To summarize, a viable strategy for democratization in Vietnam is to develop a thick, vibrant and inclusive civil society with above-mentioned 5 policies and 9 principles in order to make constant pressures on the authorities and force them to democatize (by negotiations or rupture).
We think that our strategy fits nicely into the Peoples’ Charter for Southeast Asia adopted at Château de Mareil, France, 22 July 2018 by Forsea and hope to work with all of you to promote human rights and democracy in the Southeast Asian Region.
Thank you for your attention.
* A version of this remark has been delivered at Gala Diner of of the Forum 2000, October 9, 2017 in Prague.
[1] See for example, Christian Welzel Freedom C: Human Empowerment and the Quest for Emancipation (Cambridge University Press, 2013, p. 46).

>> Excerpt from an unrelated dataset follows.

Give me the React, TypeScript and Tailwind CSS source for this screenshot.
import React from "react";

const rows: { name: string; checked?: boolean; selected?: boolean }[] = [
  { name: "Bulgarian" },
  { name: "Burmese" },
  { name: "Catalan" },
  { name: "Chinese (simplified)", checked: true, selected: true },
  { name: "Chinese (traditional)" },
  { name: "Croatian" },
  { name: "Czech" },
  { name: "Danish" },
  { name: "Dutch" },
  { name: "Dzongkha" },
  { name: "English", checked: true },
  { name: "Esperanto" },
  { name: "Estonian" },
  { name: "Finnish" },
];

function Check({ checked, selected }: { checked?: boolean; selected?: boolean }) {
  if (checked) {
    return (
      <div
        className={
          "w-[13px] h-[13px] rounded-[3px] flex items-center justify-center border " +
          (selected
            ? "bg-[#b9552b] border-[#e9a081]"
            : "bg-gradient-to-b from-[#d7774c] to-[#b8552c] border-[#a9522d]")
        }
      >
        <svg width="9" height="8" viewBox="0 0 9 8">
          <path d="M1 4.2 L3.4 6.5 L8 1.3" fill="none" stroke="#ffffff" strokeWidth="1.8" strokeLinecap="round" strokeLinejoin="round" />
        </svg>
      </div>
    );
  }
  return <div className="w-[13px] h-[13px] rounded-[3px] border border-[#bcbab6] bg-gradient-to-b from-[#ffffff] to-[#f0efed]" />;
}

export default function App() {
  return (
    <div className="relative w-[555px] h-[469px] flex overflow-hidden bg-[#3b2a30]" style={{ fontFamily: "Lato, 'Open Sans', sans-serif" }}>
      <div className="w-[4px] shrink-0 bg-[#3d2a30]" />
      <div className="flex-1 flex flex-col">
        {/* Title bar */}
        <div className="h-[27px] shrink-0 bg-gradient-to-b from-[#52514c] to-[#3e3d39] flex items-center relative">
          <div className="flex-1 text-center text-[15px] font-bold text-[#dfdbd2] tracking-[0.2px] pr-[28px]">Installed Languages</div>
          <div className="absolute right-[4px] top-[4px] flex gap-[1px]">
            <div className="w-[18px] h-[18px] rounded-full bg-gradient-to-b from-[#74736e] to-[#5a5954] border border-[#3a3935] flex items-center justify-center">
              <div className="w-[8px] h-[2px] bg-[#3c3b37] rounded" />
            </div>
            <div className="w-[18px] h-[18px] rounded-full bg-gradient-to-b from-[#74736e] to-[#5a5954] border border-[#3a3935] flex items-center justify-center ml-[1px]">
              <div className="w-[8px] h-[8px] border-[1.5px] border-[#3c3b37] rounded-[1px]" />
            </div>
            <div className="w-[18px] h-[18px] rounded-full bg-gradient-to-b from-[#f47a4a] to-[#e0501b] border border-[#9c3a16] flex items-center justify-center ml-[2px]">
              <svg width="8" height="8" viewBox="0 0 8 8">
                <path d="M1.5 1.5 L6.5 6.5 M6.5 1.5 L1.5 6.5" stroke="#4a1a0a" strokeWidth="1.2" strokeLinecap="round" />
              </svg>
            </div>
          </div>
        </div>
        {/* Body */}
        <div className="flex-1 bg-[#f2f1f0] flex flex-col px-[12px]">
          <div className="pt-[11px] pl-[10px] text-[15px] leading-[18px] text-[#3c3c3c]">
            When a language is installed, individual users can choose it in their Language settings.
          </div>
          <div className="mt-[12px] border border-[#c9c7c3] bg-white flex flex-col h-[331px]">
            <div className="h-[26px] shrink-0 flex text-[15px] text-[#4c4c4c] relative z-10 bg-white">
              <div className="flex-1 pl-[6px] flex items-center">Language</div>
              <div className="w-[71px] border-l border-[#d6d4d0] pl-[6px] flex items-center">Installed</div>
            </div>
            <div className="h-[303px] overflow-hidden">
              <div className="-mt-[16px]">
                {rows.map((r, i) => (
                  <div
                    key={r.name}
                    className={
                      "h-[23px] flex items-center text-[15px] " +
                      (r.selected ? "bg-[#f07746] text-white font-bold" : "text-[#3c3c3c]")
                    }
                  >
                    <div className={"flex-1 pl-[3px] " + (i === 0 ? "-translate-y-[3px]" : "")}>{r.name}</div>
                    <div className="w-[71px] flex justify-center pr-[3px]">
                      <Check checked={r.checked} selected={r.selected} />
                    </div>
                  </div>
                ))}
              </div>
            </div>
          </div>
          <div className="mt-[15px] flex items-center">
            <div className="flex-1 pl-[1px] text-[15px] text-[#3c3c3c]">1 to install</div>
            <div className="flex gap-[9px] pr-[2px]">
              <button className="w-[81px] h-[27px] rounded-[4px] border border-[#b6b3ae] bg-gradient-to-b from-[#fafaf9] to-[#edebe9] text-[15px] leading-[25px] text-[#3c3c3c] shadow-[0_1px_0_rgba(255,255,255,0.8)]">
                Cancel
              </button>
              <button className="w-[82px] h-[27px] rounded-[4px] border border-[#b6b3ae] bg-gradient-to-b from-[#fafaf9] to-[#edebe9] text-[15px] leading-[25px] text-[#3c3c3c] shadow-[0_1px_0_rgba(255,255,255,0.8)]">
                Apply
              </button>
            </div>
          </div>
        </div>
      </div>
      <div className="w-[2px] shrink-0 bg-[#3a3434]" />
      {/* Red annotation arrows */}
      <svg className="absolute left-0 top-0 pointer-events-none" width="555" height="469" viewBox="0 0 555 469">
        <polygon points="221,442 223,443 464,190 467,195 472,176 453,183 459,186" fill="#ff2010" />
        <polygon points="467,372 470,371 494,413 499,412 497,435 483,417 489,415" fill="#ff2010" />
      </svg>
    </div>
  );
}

[2] developed by Donald Inglehart and Christian Welzel
[3] A thick, vibrant and inclusive society is important in a succesful democratization process and to avoid “troubled democratization” (see, for exaple Donatella della Porta, Mobilizing for Democracy: Comparing 1989 and 2011, Oxford University Press, 2014) and the warning of Renske Doorenspleet (Rethinking Value of Democracy, Palgrave Macmillan, 2019) that “the process of democratization is dangerous” which may happen in case of an aggressive and exclusive civil society (or social movements).
[4] as the government of Vietnam used to accuse the dissidents and those informal civil society organizations (CSOs) who advocate democracy and human rights. That accusation is meaningless, because if you understand correctly the state as a notion composing of four elements (in an enhanced Weberian sense) and their relations: 1) a state teritory, 2) a state polulation, 3) a state apparatus and 4) the state ideas and projects. On the other hand, to fight against a government or its policies is a RIGHT, if we use the term government as a specific set of men and women who occupy positions in the state apparatus (paticularly, of the elected and/or appointed high officials).
[5] We have an open policy to win them over, to converse them (in fact, there were many reform-minded party members among our founders). And the communist party has tried hard against that policy.